Structured interviews combined with controlled skill validation dramatically lower the risk of fraud while preserving a fair, scalable hiring process.

Train Your Hiring Teams on Evolving Fraud Tactics

Keep your recruiters one step ahead by making fraud awareness part of your regular training. Focus on practical signals: sudden device switches, unusual background changes, inconsistent voice or facial data, and overly scripted answers. These cues are subtle but catchable when recruiters know what to look for.

Share real, anonymized examples from past interviews to build pattern recognition without creating fear or bias. For instance: “This candidate used a voice-changer during a live call,” or “This one had someone else appear for the technical round.” Short, scenario-based discussions in weekly stand-ups or quarterly trainings can go a long way.

Strategy Tips:

  • Build a quick fraud flag checklist for your TA team to review during final screenings.
  • Add a 10-minute fraud-awareness module to onboarding for new recruiters.
  • Keep teams updated with quarterly refreshers on the latest tactics (e.g., deepfakes, AI-generated resumes, coaching apps).

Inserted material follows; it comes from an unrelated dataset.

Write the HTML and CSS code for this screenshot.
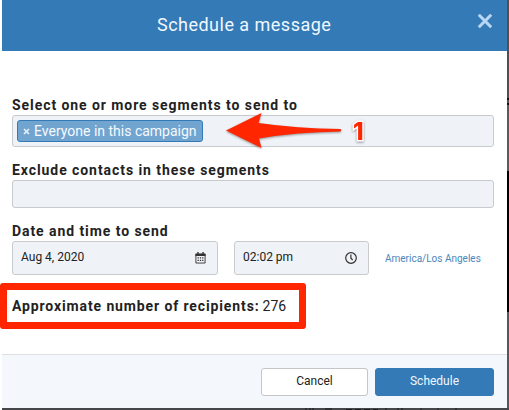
FILE: index.html
```html
<!DOCTYPE html>
<html lang="en">
<head>
<meta charset="utf-8">
<title>Schedule a message</title>
<link rel="stylesheet" href="styles.css">
</head>
<body>
<div class="screen">
  <main class="modal">
    <header class="modal-header">
      <h1 class="title"><span>Schedule a message</span></h1>
      <svg class="close" viewBox="0 0 16 16"><path d="M1.8 1.8 14.2 14.2M14.2 1.8 1.8 14.2"/></svg>
    </header>
    <section class="modal-body">
      <div class="label label-a"><span>Select one or more segments to send to</span></div>
      <div class="field segments">
        <div class="tag"><svg class="tag-x" viewBox="0 0 7 7"><path d="M1 1 6 6M6 1 1 6"/></svg><span>Everyone in this campaign</span></div>
        <svg class="arrow" viewBox="0 0 155 42"><path d="M4 19.500 39.500 2 36.500 12Q75 17.500 118.500 18Q120 19 118.500 20.500Q75 21 37 27.500L39.500 37Z"/></svg>
        <span class="marker">1</span>
      </div>
      <div class="label label-b"><span>Exclude contacts in these segments</span></div>
      <div class="field exclude"></div>
      <div class="label label-c"><span>Date and time to send</span></div>
      <div class="when">
        <div class="field date"><span>Aug 4, 2020</span>
          <svg class="calendar" viewBox="0 0 12 13"><path class="line" d="M1 2.2H11V12H1Z"/><path class="solid" d="M.5 1.8H11.500V4.300H.5ZM2.500 0H4V2.500H2.500ZM8 0H9.500V2.500H8ZM2.800 5.700H4.200V7.100H2.800ZM5.300 5.700H6.700V7.100H5.300ZM7.800 5.700H9.200V7.100H7.800ZM2.800 8.500H4.200V9.900H2.800ZM5.300 8.500H6.700V9.900H5.300ZM7.800 8.500H9.200V9.900H7.800Z"/></svg>
        </div>
        <div class="field time"><span>02:02 pm</span>
          <svg class="clock" viewBox="0 0 12 12"><circle cx="6" cy="6" r="5.300"/><path d="M5.900 2.600V6.200L7.700 8"/></svg>
        </div>
        <a class="zone"><span>America/Los Angeles</span></a>
      </div>
      <div class="recipients"><b>Approximate number of recipients:</b><span>276</span></div>
    </section>
    <footer class="modal-footer">
      <button class="btn cancel"><span>Cancel</span></button>
      <button class="btn schedule"><span>Schedule</span></button>
    </footer>
  </main>
  <div class="page-edge"></div>
  <svg class="page-below" viewBox="0 0 507 2"><path d="M304 0V2M308 0V2M311 0V2M323 1H330M344 1.500H350M353 1.500H359M362 1.500H368M371 1.500H376M384 0V2M396 0V2M400 0V2M419 .5V2M436 .5V2M454 0V2"/></svg>
</div>
</body>
</html>
```
FILE: styles.css
```css
* { box-sizing: border-box; }
body {
  margin: 0;
  width: 509px;
  height: 410px;
  overflow: hidden;
  background: #fff;
  font-family: Roboto, sans-serif;
  color: #222;
}
.screen {
  display: grid;
  grid-template-columns: 505px 2px;
  grid-template-rows: 408px 2px;
  margin-left: 2px;
  background: #454649;
}
.page-edge {
  background: linear-gradient(#4f5052 98px, #111 98px 100px, #505153 100px 103px, #111 103px 105px, #5a5b5d 105px 171px, #000 171px 312px, #55585a 312px);
}
.page-below {
  grid-column: 1 / 3;
  width: 507px;
  height: 2px;
  fill: none;
  stroke: #1b1b1d;
}
.modal {
  display: flex;
  flex-direction: column;
  background: #fff;
}
.modal-header {
  position: relative;
  height: 51px;
  background: #347ab7;
  color: #f0f8ff;
}
.title {
  margin: 0;
  padding-left: 155px;
  font-size: 18px;
  font-weight: 400;
  line-height: 49px;
  letter-spacing: .48px;
}
.close {
  position: absolute;
  left: 475px;
  top: 13px;
  width: 16px;
  height: 16px;
  fill: none;
  stroke: #b9d7f3;
  stroke-width: 3;
}
.modal-body {
  height: 303px;
  padding: 46px 13px 0 10px;
}
.label {
  padding-bottom: 2px;
  font-size: 14px;
  font-weight: 700;
  line-height: 16px;
  letter-spacing: .93px;
  white-space: nowrap;
}
.label-b { margin-top: 15px; }
.label-c { margin-top: 15px; }
.field {
  border: 1px solid #c8cacd;
  border-radius: 3px;
  background: #eff2f7;
}
.segments {
  position: relative;
  height: 32px;
  padding: 4px;
}
.tag {
  display: flex;
  align-items: center;
  gap: 4px;
  width: 186px;
  height: 22px;
  padding-left: 5px;
  border: 1px solid #347ab7;
  border-radius: 3px;
  background: #72a4d0;
  color: #f5faff;
  font-size: 14px;
  white-space: nowrap;
}
.tag-x {
  width: 7px;
  height: 7px;
  fill: none;
  stroke: #e5f0fa;
  stroke-width: 1.700;
}
.arrow {
  position: absolute;
  left: 209px;
  top: -5px;
  width: 155px;
  height: 42px;
  fill: #ff2600;
  filter: drop-shadow(0 1px 1px #0006);
}
.marker {
  position: absolute;
  left: 340px;
  top: 2px;
  color: #ff2600;
  font: 800 24px/28px Inter, sans-serif;
  -webkit-text-stroke: 3px #fff;
  paint-order: stroke fill;
  filter: drop-shadow(0 1px 1px #0006);
}
.exclude { height: 28px; }
.when {
  display: flex;
  align-items: center;
}
.date, .time {
  display: flex;
  align-items: center;
  justify-content: space-between;
  height: 34px;
  padding: 0 11px 2px 8px;
  font-size: 12px;
}
.date { width: 206px; }
.time { width: 135px; margin-left: 16px; }
.calendar, .clock { position: relative; top: 1px; }
.calendar { width: 11px; height: 12px; }
.calendar .line { fill: none; stroke: #333; }
.calendar .solid { fill: #333; }
.clock {
  width: 12px;
  height: 12px;
  fill: none;
  stroke: #333;
  stroke-width: 1.200;
}
.zone {
  margin-left: 16px;
  color: #4a87bd;
  font-size: 10px;
  white-space: nowrap;
}
.recipients {
  display: flex;
  align-items: center;
  gap: 3px;
  width: 306px;
  height: 46px;
  margin: 8px 0 0 -12px;
  padding-left: 5px;
  border: 7px solid #ff2600;
  border-radius: 3px;
  font-size: 14px;
  white-space: nowrap;
}
.recipients b { letter-spacing: .88px; }
.modal-footer {
  display: flex;
  justify-content: flex-end;
  gap: 7px;
  height: 54px;
  padding: 13px 13px 0 0;
  border-top: 1px solid #dedfe1;
  background: #f4f7fb;
}
.btn {
  height: 28px;
  padding: 0 0 2px;
  border: 1px solid #c4c6c9;
  border-radius: 3px;
  background: #fff;
  color: #222;
  font: 400 12px Roboto, sans-serif;
}
.cancel { width: 107px; }
.schedule {
  width: 119px;
  border-color: #347ab7;
  background: #347ab7;
  color: #f0f8ff;
}
```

Building a Fraud-Proof Hiring System

Candidate fraud is a growing concern, but one that can be addressed with the right tools and processes. With a balanced mix of vigilance, structured workflows, and smart technology, hiring teams can reduce risk while maintaining fairness. Remember:

  • Hiring identity fraud may be rising in remote-first models, but it’s also easier to catch with the right systems.
  • AI in hiring fraud is evolving. You need tools to evolve alongside it.
  • Knowing how to verify candidate identity is a long-term investment in your brand and team.